## Stated task:
What lies from the line containing "Convert this screenshot" through the line containing "string; code: string;"? Print exactly those lines, with both ends, and no others.

## Data shown:

━━━━━━━━

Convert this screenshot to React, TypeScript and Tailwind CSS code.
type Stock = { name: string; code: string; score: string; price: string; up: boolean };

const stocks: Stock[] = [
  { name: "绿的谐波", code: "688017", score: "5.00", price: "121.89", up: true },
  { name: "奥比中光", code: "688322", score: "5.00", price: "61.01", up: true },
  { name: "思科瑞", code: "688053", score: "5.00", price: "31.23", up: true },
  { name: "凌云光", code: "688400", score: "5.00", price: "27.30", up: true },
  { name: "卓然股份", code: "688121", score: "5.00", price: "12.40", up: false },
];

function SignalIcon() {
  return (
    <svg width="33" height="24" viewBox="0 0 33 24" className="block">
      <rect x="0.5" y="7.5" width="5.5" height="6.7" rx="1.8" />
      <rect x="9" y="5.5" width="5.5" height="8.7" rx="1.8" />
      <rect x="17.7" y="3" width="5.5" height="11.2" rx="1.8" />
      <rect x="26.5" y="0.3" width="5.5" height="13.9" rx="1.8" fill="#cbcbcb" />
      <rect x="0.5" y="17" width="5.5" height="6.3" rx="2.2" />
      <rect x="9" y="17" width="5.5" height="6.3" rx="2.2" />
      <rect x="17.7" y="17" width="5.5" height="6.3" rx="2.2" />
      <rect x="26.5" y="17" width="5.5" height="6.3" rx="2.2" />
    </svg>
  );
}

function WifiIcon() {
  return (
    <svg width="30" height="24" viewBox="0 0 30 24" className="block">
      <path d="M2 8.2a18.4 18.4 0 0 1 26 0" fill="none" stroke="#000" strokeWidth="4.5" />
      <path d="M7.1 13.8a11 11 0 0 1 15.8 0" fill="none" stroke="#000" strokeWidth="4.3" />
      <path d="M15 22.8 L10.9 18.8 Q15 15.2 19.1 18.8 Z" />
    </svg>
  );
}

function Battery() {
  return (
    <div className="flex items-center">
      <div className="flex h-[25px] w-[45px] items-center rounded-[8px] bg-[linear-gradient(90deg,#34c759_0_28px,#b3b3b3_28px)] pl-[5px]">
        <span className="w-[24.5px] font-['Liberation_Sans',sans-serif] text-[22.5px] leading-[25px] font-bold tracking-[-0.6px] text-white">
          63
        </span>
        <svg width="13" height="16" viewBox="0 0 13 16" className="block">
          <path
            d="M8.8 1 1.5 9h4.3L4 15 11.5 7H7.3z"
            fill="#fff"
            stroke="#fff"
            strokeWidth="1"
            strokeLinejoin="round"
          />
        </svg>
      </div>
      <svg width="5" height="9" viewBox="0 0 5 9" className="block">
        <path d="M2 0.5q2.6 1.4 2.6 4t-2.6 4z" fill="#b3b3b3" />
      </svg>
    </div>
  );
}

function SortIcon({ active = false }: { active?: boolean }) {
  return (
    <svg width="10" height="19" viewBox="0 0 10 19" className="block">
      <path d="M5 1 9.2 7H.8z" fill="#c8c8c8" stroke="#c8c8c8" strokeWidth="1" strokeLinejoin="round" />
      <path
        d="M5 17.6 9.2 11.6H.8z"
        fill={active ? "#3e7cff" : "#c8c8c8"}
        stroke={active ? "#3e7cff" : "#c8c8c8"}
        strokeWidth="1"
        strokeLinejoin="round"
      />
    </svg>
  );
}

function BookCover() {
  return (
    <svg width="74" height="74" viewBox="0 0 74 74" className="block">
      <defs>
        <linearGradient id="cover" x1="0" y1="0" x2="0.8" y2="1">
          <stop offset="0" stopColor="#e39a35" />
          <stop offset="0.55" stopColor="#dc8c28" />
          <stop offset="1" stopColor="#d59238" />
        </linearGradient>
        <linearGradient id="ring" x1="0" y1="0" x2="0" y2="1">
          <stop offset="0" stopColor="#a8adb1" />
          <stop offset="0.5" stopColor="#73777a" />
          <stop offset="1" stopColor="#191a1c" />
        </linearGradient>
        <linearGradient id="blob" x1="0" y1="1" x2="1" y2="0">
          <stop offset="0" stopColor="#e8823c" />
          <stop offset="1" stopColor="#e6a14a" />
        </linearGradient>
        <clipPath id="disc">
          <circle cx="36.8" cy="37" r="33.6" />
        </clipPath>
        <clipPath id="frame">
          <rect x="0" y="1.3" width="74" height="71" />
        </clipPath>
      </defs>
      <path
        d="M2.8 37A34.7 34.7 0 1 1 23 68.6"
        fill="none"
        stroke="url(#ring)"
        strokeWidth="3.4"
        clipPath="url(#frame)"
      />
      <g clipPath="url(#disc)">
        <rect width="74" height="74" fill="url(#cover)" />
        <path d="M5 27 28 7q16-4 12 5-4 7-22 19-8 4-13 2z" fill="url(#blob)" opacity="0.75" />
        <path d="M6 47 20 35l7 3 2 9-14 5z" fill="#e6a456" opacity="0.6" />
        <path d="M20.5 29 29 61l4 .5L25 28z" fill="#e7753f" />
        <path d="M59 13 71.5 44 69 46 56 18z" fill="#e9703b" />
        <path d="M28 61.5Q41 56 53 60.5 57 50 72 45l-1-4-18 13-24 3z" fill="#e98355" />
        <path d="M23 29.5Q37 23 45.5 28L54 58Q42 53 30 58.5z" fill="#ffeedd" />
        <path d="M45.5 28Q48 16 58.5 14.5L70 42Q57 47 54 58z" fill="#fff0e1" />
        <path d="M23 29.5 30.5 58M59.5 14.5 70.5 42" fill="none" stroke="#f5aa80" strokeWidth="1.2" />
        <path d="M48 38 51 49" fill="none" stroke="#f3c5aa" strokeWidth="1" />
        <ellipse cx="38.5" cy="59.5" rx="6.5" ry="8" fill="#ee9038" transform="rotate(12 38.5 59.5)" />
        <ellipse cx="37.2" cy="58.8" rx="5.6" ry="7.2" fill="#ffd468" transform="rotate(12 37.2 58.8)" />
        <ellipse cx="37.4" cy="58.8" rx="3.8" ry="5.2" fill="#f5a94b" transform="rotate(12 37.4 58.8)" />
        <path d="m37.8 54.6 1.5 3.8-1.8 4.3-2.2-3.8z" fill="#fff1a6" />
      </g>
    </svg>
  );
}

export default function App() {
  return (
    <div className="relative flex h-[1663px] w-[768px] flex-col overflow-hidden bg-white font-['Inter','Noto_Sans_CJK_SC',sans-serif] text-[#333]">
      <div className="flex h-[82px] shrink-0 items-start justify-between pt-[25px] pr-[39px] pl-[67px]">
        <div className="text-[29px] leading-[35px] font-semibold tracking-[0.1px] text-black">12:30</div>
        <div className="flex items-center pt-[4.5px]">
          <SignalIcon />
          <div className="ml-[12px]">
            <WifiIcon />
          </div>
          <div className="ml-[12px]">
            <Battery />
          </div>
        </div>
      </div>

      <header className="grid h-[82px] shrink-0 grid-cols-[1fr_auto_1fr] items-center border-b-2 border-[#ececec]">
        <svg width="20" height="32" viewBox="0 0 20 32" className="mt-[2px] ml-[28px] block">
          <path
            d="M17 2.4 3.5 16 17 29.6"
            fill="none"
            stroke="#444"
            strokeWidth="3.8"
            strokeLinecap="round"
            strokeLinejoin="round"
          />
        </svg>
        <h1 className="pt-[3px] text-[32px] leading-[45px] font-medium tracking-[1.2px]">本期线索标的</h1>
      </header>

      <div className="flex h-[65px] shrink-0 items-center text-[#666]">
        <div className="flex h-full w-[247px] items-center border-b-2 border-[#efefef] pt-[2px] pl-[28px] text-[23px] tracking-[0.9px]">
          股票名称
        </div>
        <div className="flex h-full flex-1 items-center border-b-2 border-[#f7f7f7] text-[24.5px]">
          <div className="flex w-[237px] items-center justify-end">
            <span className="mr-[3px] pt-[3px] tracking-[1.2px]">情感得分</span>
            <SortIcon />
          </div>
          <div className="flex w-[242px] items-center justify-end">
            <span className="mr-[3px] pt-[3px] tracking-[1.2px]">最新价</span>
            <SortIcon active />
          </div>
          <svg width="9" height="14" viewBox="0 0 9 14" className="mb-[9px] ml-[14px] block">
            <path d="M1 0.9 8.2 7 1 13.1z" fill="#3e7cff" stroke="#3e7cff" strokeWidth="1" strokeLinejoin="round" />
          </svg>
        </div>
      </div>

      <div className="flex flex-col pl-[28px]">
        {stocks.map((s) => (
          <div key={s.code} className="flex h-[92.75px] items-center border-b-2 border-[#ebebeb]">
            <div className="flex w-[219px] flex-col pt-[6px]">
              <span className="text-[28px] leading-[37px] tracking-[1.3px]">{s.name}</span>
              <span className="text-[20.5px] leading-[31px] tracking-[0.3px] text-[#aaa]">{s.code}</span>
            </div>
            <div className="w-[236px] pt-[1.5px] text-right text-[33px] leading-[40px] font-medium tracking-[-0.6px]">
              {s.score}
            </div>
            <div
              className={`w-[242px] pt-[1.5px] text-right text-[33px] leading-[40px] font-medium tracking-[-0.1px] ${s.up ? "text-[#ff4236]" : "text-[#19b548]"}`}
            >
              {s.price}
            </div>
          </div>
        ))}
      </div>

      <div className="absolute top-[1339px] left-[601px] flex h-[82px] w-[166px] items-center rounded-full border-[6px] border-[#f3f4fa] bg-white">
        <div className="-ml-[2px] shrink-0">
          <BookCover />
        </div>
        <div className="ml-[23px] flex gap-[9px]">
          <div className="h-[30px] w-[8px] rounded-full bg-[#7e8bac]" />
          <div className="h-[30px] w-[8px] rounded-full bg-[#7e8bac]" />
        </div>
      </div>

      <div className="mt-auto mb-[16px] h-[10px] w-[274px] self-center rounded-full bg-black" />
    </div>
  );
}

━━━━━━━━

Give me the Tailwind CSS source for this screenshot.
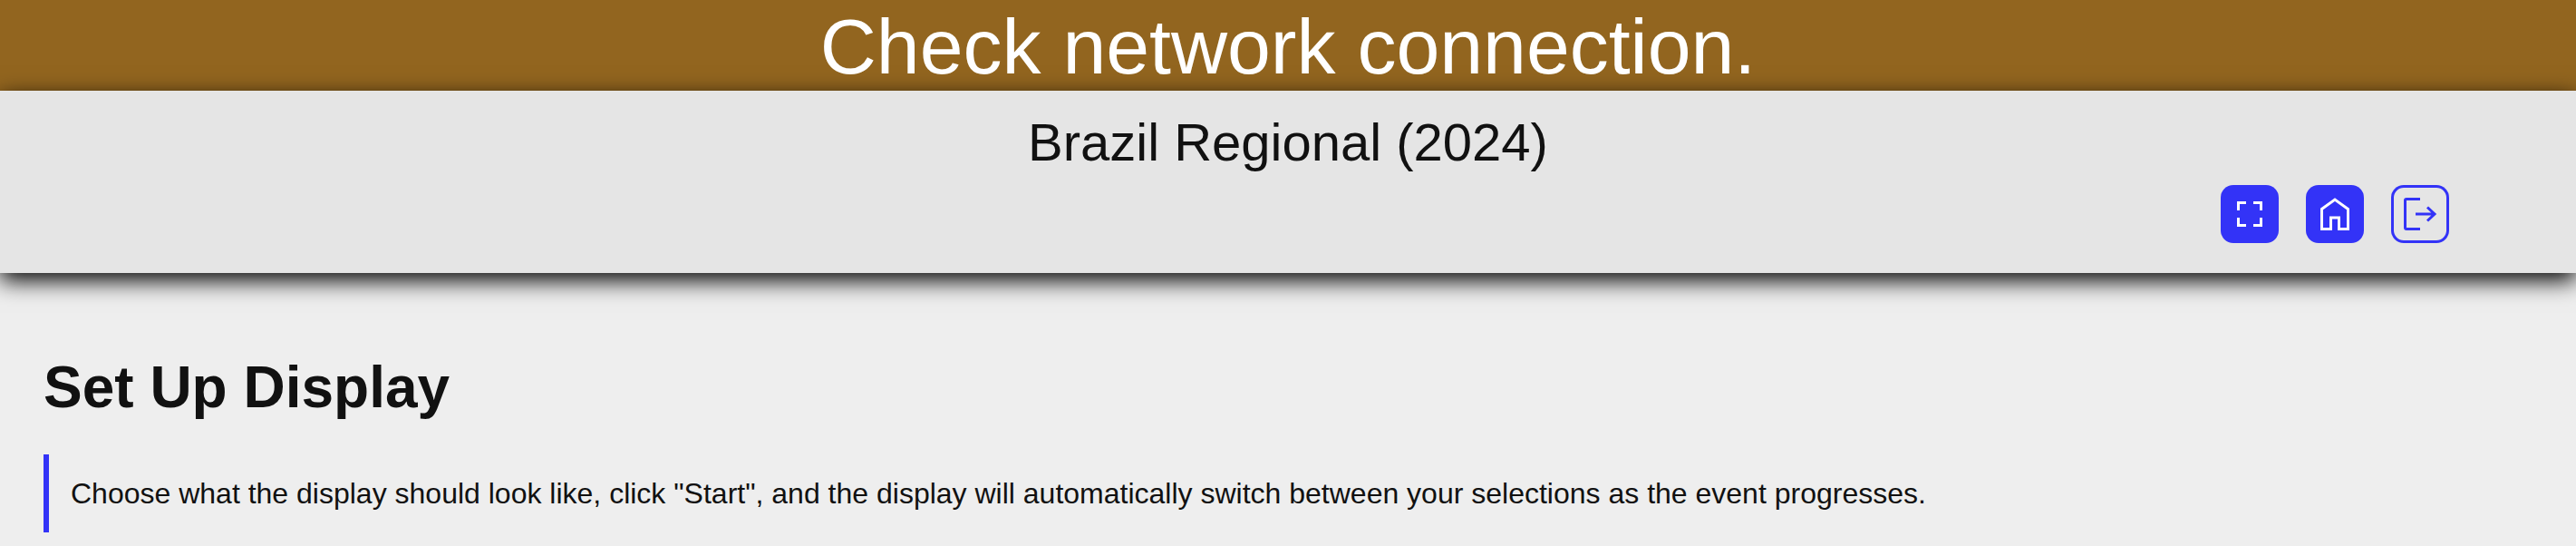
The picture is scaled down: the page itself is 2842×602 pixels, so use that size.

━━━━━━━━

## Task answer:
Convert this screenshot to React, TypeScript and Tailwind CSS code.
type Stock = { name: string; code: string; score: string; price: string; up: boolean };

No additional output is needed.